The Bay Area duo of EA-Ski and CMT, then signed to Priority, contribute the dope “Blast If I Have To.” The track is the most aggressive song on the soundtrack, with Ski promising to eliminate enemies over an immaculately produced and mixed track. On the song’s last verse, Ski delivers a particularly vicious dis to fellow Bay rapper Dangerous Dame, though never calling him out by name.
2 Live Crew’s “Hoochie Mama” takes things briefly away from the West Coast sound, as the Miami-based crew contributes an energetic sprint of a track. It’s also possibly the last 2 Live Crew song released featuring all four members of the original lineup, as rapper Brother Marquis and DJ/producer Mr. Mixx briefly reunited with Uncle Luke and Fresh Kid Ice after leaving the group a couple of years earlier. They unintentionally go out with a bang, with Marquis and Ice kicking their verses over sped-up guitars and thumping 808s. Like a few of their other soundtrack-exclusive recordings, it’s one of the best songs that 2 Live Crew ever released.
The album also includes numerous old school tracks, dating back to the 1970s and early 1980s. Some fit in with the film’s theme (Rick James’ “Mary Jane”), while others are from legendary LA-based groups (Rose Royce’s “I Want to Get Next To You”), and still others are LA radio classics (Roger Troutman’s “I Heard It Through the Grapevine.”). Later that year, Priority Records would release Old School Friday, a companion soundtrack.
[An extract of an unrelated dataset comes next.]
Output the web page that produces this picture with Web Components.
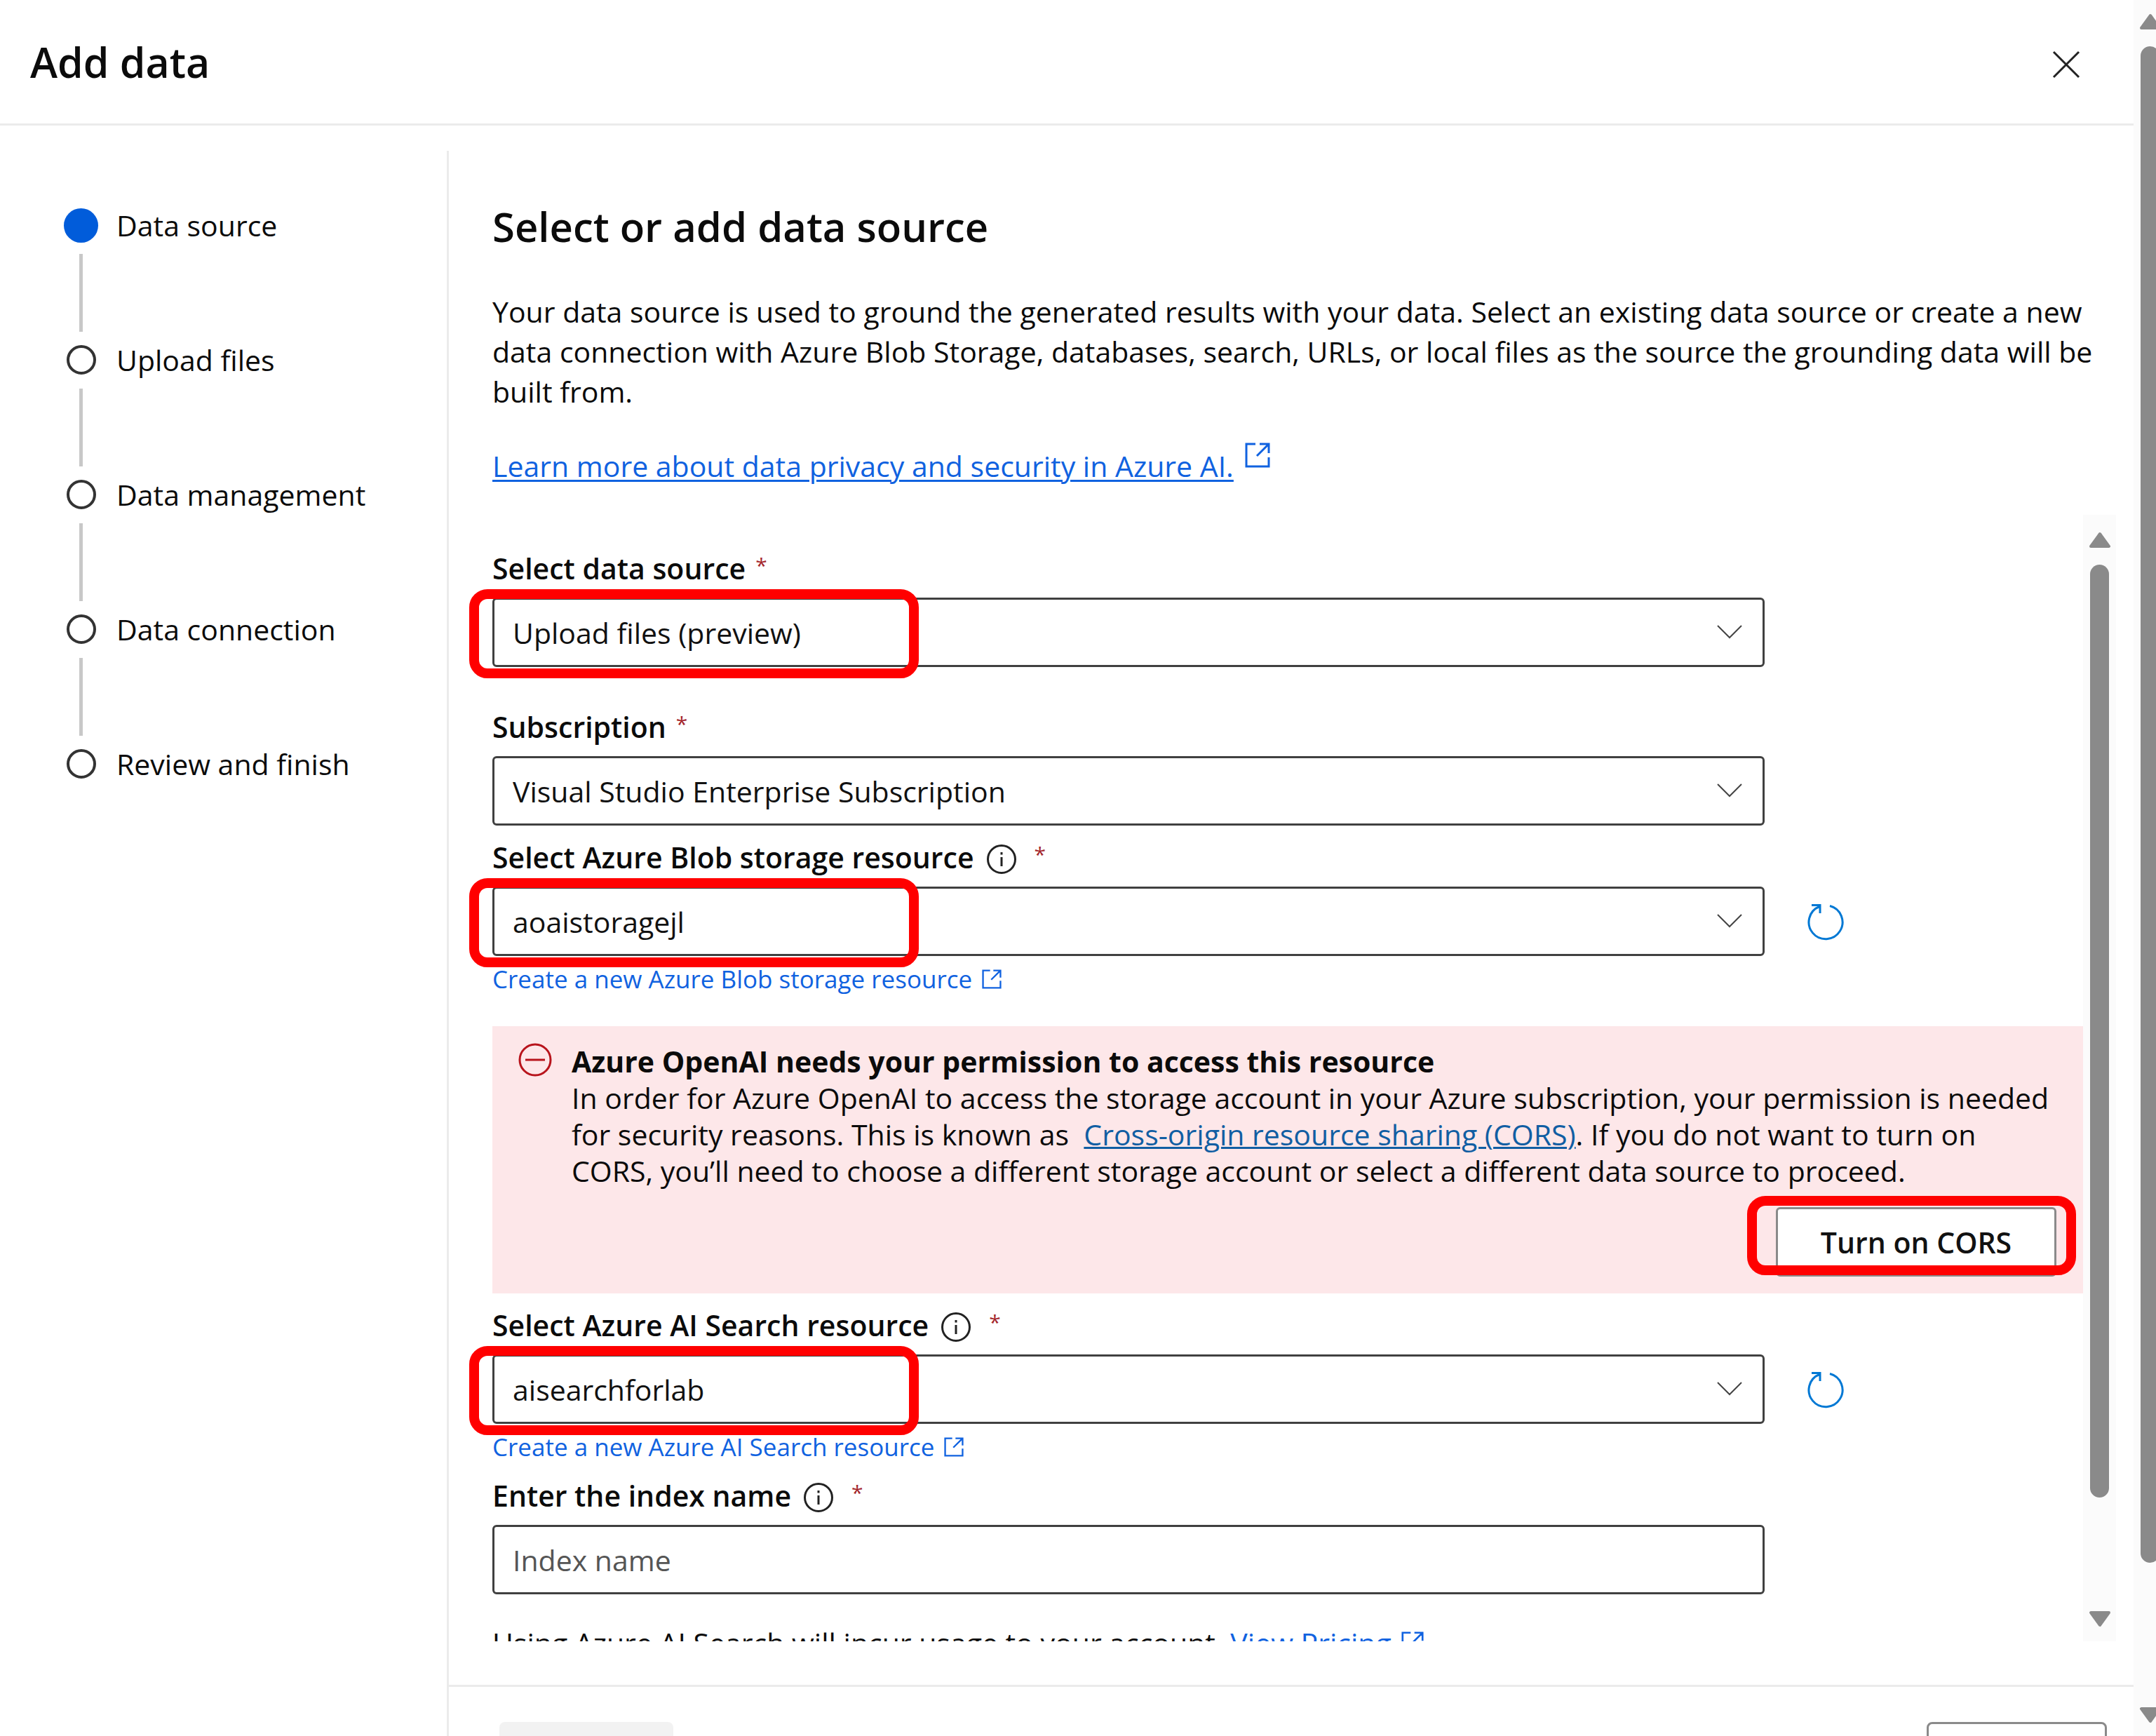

It featured some of the aforementioned old school jams, plus other standards from the era by artists like War, the Temptations, and Curtis Mayfield.
The film Friday still holds up as a fan favorite, with some quotes from the movie entering the overall cultural lexicon (“Bye Felicia,” anyone?). Its soundtrack may not be mentioned by many as one of the all-time classics, but it is chock full of exceptional original material and old school anthems. Like all great soundtracks, listening to it can transport you into the realm of the film, authentically capturing the listening experience of mid-1990s LA music heads.